begin Given information
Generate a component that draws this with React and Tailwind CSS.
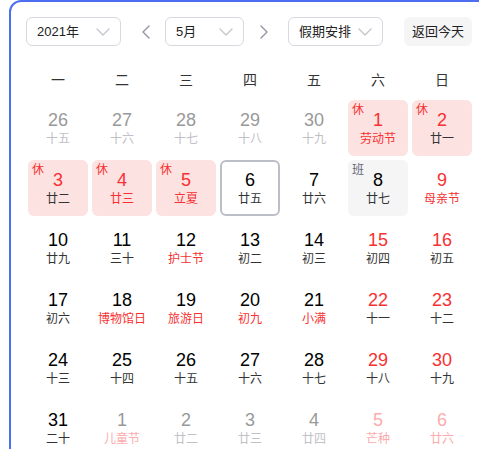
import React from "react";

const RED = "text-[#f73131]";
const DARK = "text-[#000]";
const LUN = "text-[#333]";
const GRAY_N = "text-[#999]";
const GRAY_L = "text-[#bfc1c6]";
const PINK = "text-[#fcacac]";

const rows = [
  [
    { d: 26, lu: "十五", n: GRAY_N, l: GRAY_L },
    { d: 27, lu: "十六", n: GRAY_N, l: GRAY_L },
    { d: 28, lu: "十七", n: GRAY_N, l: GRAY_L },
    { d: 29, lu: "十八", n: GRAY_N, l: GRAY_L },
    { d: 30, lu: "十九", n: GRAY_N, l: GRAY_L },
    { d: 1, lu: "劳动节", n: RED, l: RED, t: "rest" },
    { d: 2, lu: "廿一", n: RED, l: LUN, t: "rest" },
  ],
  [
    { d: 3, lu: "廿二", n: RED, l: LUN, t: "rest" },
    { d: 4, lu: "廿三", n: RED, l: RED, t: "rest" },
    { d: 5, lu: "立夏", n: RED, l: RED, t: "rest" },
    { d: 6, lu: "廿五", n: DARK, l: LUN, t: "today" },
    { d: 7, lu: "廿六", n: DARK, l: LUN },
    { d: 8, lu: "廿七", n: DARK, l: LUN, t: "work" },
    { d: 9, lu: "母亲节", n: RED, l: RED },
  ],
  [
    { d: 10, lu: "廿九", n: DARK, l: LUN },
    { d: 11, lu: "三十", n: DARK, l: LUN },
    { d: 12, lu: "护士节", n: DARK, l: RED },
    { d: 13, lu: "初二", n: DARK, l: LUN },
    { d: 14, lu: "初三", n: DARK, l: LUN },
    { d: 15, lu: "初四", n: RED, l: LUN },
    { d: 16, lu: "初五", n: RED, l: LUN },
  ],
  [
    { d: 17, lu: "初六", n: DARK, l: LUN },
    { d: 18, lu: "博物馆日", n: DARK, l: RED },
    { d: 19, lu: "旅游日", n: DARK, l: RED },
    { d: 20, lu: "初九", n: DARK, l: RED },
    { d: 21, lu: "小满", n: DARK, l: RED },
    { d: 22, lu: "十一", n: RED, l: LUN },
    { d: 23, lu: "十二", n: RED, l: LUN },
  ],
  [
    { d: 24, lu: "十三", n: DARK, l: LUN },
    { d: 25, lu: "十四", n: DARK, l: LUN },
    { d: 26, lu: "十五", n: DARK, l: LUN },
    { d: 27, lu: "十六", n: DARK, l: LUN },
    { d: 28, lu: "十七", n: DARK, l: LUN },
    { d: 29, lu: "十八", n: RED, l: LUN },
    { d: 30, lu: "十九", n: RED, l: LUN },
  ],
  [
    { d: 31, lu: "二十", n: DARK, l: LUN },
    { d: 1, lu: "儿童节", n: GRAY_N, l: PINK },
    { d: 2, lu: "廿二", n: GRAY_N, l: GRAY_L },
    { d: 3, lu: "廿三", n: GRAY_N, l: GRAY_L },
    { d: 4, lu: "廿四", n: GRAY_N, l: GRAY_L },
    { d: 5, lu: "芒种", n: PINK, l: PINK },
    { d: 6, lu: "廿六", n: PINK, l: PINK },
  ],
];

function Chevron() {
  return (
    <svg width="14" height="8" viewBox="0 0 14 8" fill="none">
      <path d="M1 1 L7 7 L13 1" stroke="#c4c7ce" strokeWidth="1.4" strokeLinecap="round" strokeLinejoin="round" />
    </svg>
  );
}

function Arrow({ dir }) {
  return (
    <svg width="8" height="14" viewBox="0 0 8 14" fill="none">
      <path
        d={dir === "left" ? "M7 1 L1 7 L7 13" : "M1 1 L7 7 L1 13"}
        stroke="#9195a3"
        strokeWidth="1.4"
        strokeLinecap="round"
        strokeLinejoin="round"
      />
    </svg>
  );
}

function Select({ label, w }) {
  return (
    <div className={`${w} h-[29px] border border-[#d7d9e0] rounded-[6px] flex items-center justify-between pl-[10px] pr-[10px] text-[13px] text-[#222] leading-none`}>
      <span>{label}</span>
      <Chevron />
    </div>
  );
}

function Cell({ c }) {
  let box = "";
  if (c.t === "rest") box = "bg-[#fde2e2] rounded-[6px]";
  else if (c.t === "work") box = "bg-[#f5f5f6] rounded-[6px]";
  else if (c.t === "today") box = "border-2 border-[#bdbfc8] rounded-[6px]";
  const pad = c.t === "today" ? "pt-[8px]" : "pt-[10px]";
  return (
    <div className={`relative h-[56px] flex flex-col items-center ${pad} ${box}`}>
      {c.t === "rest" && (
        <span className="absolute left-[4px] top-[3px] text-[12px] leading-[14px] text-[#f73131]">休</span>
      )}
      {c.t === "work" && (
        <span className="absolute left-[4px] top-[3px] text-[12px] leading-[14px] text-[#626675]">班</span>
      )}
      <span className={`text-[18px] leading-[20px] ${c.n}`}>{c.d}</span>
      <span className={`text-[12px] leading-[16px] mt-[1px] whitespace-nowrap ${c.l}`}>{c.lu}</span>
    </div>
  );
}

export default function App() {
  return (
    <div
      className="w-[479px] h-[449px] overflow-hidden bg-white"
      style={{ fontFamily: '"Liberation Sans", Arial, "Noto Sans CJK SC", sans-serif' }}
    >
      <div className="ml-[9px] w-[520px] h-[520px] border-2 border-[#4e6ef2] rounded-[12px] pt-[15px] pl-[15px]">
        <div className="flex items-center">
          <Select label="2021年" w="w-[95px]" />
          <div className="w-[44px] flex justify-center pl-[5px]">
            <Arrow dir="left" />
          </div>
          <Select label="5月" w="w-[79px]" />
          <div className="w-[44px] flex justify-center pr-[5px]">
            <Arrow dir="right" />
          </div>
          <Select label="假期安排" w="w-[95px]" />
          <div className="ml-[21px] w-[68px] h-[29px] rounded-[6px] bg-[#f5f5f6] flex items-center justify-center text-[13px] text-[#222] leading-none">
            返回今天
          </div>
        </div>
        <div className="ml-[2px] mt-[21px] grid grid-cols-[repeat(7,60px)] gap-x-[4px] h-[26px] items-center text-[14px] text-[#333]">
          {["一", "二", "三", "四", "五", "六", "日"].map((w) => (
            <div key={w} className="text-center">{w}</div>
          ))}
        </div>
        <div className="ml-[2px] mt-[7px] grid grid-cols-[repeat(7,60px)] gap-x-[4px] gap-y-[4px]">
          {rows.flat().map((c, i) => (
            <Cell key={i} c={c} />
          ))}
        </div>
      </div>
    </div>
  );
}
end Given information
# The exercise
Return each line exactly as written. Any picture gets left out.

# Task result
Generate a component that draws this with React and Tailwind CSS.
import React from "react";

const RED = "text-[#f73131]";
const DARK = "text-[#000]";
const LUN = "text-[#333]";
const GRAY_N = "text-[#999]";
const GRAY_L = "text-[#bfc1c6]";
const PINK = "text-[#fcacac]";

const rows = [
  [
    { d: 26, lu: "十五", n: GRAY_N, l: GRAY_L },
    { d: 27, lu: "十六", n: GRAY_N, l: GRAY_L },
    { d: 28, lu: "十七", n: GRAY_N, l: GRAY_L },
    { d: 29, lu: "十八", n: GRAY_N, l: GRAY_L },
    { d: 30, lu: "十九", n: GRAY_N, l: GRAY_L },
    { d: 1, lu: "劳动节", n: RED, l: RED, t: "rest" },
    { d: 2, lu: "廿一", n: RED, l: LUN, t: "rest" },
  ],
  [
    { d: 3, lu: "廿二", n: RED, l: LUN, t: "rest" },
    { d: 4, lu: "廿三", n: RED, l: RED, t: "rest" },
    { d: 5, lu: "立夏", n: RED, l: RED, t: "rest" },
    { d: 6, lu: "廿五", n: DARK, l: LUN, t: "today" },
    { d: 7, lu: "廿六", n: DARK, l: LUN },
    { d: 8, lu: "廿七", n: DARK, l: LUN, t: "work" },
    { d: 9, lu: "母亲节", n: RED, l: RED },
  ],
  [
    { d: 10, lu: "廿九", n: DARK, l: LUN },
    { d: 11, lu: "三十", n: DARK, l: LUN },
    { d: 12, lu: "护士节", n: DARK, l: RED },
    { d: 13, lu: "初二", n: DARK, l: LUN },
    { d: 14, lu: "初三", n: DARK, l: LUN },
    { d: 15, lu: "初四", n: RED, l: LUN },
    { d: 16, lu: "初五", n: RED, l: LUN },
  ],
  [
    { d: 17, lu: "初六", n: DARK, l: LUN },
    { d: 18, lu: "博物馆日", n: DARK, l: RED },
    { d: 19, lu: "旅游日", n: DARK, l: RED },
    { d: 20, lu: "初九", n: DARK, l: RED },
    { d: 21, lu: "小满", n: DARK, l: RED },
    { d: 22, lu: "十一", n: RED, l: LUN },
    { d: 23, lu: "十二", n: RED, l: LUN },
  ],
  [
    { d: 24, lu: "十三", n: DARK, l: LUN },
    { d: 25, lu: "十四", n: DARK, l: LUN },
    { d: 26, lu: "十五", n: DARK, l: LUN },
    { d: 27, lu: "十六", n: DARK, l: LUN },
    { d: 28, lu: "十七", n: DARK, l: LUN },
    { d: 29, lu: "十八", n: RED, l: LUN },
    { d: 30, lu: "十九", n: RED, l: LUN },
  ],
  [
    { d: 31, lu: "二十", n: DARK, l: LUN },
    { d: 1, lu: "儿童节", n: GRAY_N, l: PINK },
    { d: 2, lu: "廿二", n: GRAY_N, l: GRAY_L },
    { d: 3, lu: "廿三", n: GRAY_N, l: GRAY_L },
    { d: 4, lu: "廿四", n: GRAY_N, l: GRAY_L },
    { d: 5, lu: "芒种", n: PINK, l: PINK },
    { d: 6, lu: "廿六", n: PINK, l: PINK },
  ],
];

function Chevron() {
  return (
    <svg width="14" height="8" viewBox="0 0 14 8" fill="none">
      <path d="M1 1 L7 7 L13 1" stroke="#c4c7ce" strokeWidth="1.4" strokeLinecap="round" strokeLinejoin="round" />
    </svg>
  );
}

function Arrow({ dir }) {
  return (
    <svg width="8" height="14" viewBox="0 0 8 14" fill="none">
      <path
        d={dir === "left" ? "M7 1 L1 7 L7 13" : "M1 1 L7 7 L1 13"}
        stroke="#9195a3"
        strokeWidth="1.4"
        strokeLinecap="round"
        strokeLinejoin="round"
      />
    </svg>
  );
}

function Select({ label, w }) {
  return (
    <div className={`${w} h-[29px] border border-[#d7d9e0] rounded-[6px] flex items-center justify-between pl-[10px] pr-[10px] text-[13px] text-[#222] leading-none`}>
      <span>{label}</span>
      <Chevron />
    </div>
  );
}

function Cell({ c }) {
  let box = "";
  if (c.t === "rest") box = "bg-[#fde2e2] rounded-[6px]";
  else if (c.t === "work") box = "bg-[#f5f5f6] rounded-[6px]";
  else if (c.t === "today") box = "border-2 border-[#bdbfc8] rounded-[6px]";
  const pad = c.t === "today" ? "pt-[8px]" : "pt-[10px]";
  return (
    <div className={`relative h-[56px] flex flex-col items-center ${pad} ${box}`}>
      {c.t === "rest" && (
        <span className="absolute left-[4px] top-[3px] text-[12px] leading-[14px] text-[#f73131]">休</span>
      )}
      {c.t === "work" && (
        <span className="absolute left-[4px] top-[3px] text-[12px] leading-[14px] text-[#626675]">班</span>
      )}
      <span className={`text-[18px] leading-[20px] ${c.n}`}>{c.d}</span>
      <span className={`text-[12px] leading-[16px] mt-[1px] whitespace-nowrap ${c.l}`}>{c.lu}</span>
    </div>
  );
}

export default function App() {
  return (
    <div
      className="w-[479px] h-[449px] overflow-hidden bg-white"
      style={{ fontFamily: '"Liberation Sans", Arial, "Noto Sans CJK SC", sans-serif' }}
    >
      <div className="ml-[9px] w-[520px] h-[520px] border-2 border-[#4e6ef2] rounded-[12px] pt-[15px] pl-[15px]">
        <div className="flex items-center">
          <Select label="2021年" w="w-[95px]" />
          <div className="w-[44px] flex justify-center pl-[5px]">
            <Arrow dir="left" />
          </div>
          <Select label="5月" w="w-[79px]" />
          <div className="w-[44px] flex justify-center pr-[5px]">
            <Arrow dir="right" />
          </div>
          <Select label="假期安排" w="w-[95px]" />
          <div className="ml-[21px] w-[68px] h-[29px] rounded-[6px] bg-[#f5f5f6] flex items-center justify-center text-[13px] text-[#222] leading-none">
            返回今天
          </div>
        </div>
        <div className="ml-[2px] mt-[21px] grid grid-cols-[repeat(7,60px)] gap-x-[4px] h-[26px] items-center text-[14px] text-[#333]">
          {["一", "二", "三", "四", "五", "六", "日"].map((w) => (
            <div key={w} className="text-center">{w}</div>
          ))}
        </div>
        <div className="ml-[2px] mt-[7px] grid grid-cols-[repeat(7,60px)] gap-x-[4px] gap-y-[4px]">
          {rows.flat().map((c, i) => (
            <Cell key={i} c={c} />
          ))}
        </div>
      </div>
    </div>
  );
}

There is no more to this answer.